Eine kleine Bemerkung vorab: Die Originalfassung des nachfolgenden Texts ist schon circa zehn Jahre alt. Es handelt sich quasi um das Prequel meines 486er-Artikels hier auf Videospielgeschichten. Ursprünglich wurde er auf Retrokram veröffentlicht. Für die Neuveröffentlichung habe ich einige Formulierungen angepasst und Fakten korrigiert. Ansonsten wurde nichts verändert, bitte habt daher Nachsicht hinsichtlich des manchmal vielleicht etwas flapsigen Schreibstils.
Wenn man über nostalgische Kindheitserinnerungen bezüglich des ersten Computers oder der ersten Konsole spricht, dann kommen bei vielen der C64 oder das Nintendo NES ins Spiel. Zumindest sofern die betreffende Person in den 1980er-Jahren aufgewachsen ist. Bei mir war das jedoch etwas anders, was hauptsächlich meiner Herkunft geschuldet ist: Die DDR war hinsichtlich dieser Themen eher ein Niemandsland. Zwar gab es Heimcomputer und eine dazugehörige Szene, aber diese spielte sich hauptsächlich in größeren Städten ab, zudem waren die Geräte nicht für jeden verfügbar. Als dann im Jahr 1989 die Grenze geöffnet wurde, war die große Zeit des C64 fast schon wieder vorbei. Und PCs waren damals nach wie vor recht teuer. Daher war es das SEGA Master System, das zu meiner „ersten elektronischen Liebe“ werden sollte, meinen Eltern sei Dank.

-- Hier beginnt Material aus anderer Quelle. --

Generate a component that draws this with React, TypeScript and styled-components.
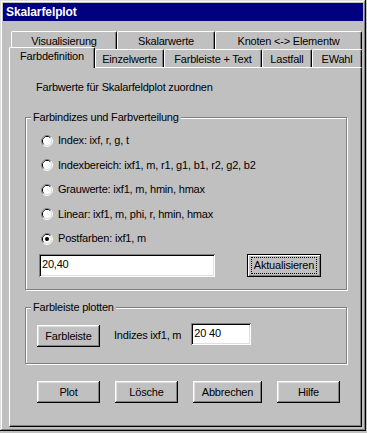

Doch um SEGA soll es dieses Mal gar nicht gehen. Während ich nämlich am heimischen Fernseher mit Alex Kidd unterwegs war, durfte mein einige Jahre älterer Cousin seine ersten Schritte auf einem MS-DOS-PC machen: Er besaß einen 286er mit sagenhafter 40-MB-Festplatte und 1 MB Arbeitsspeicher. Eine Konsole zu besitzen war eine Sache, ein richtiger Computer war jedoch noch einmal etwas gänzlich anderes. Deshalb versuchte ich, meinen Cousin so oft wie möglich zu besuchen. Allein die Geräusche, die der Rechner beim Hochfahren machte, oder das leise Rauschen des Lüfters klangen für mich nach purer Magie. Und dann kam die Befehlszeile. Was für mich wie ein Schreibprogramm mit schwarzem Hintergrund aussah, war in Wirklichkeit das Tor zu unendlichen Möglichkeiten.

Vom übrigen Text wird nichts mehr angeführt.